1628. Earle, Micro-cosmog, 'A Weake Man.' A great affecter of wits and such pretinesses.

1630. Capt. John Smith, True Travels, 1. 26. Meldritch . . . was advised of a pretty stratagem by the English Smith.

d.1657. Bradford, Plymouth Plantation, 235. Aboute some 3. or 4. years before this time ther came over one Captaine Wolastone (a man of pretie parts).

1678. Bunyan, Pilgrim's Progress, 208. You are pretty near the business.

1714. Lucas, Gamesters, 143. He . . . being no bad player won a pretty deal of money.

1726. Vanbrugh, Provoked Husband, ii. 1. A pretty sort of a young woman.

1763. Foote, Mayor of Garratt, i. 1. I believe things are pretty secure. Ibid. 'A pretty son you have provided' . . . 'I hope all for the best.'

1772. Bridges, Burlesque Homer, 96. You then will find, tho' now you pish on't You've made a pretty kettle of fish on't.

d.1774. Goldsmith, Reverie at Boar's-Head Tavern [Century]. The gallants of these times pretty much resembled the bloods of ours.

1814. Scott, Waverley, xvii. He even mentioned the number of recruits . . . and observed that they were pretty men, meaning not handsome, but stout warlike fellows.

1777. Sheridan, School for Scandal, i. 1. Egad! ma'am, he has a pretty wit, and is a pretty poet too. Ibid. (1778), The Rivals, iv. 3. The quarrel is a very pretty quarrel as it stands.

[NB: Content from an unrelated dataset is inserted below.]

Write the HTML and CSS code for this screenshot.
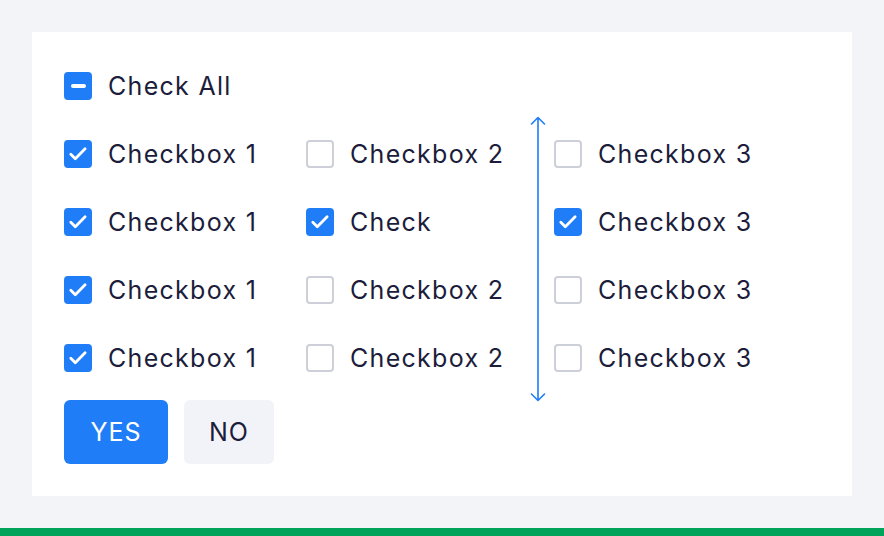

1870. Hawthorne, Eng. Note Books, ii. 306. Suburban villas, Belgrave terraces, And other such prettinesses.

1874. J. A. Symonds, Italy and Greece, 76. The painter . . . was forced . . . to perpetuate pious prettinesses long after he had ceased to feel them.

1891. Stevenson, Kidnapped, 73. "There are some pretty men gone to the bottom."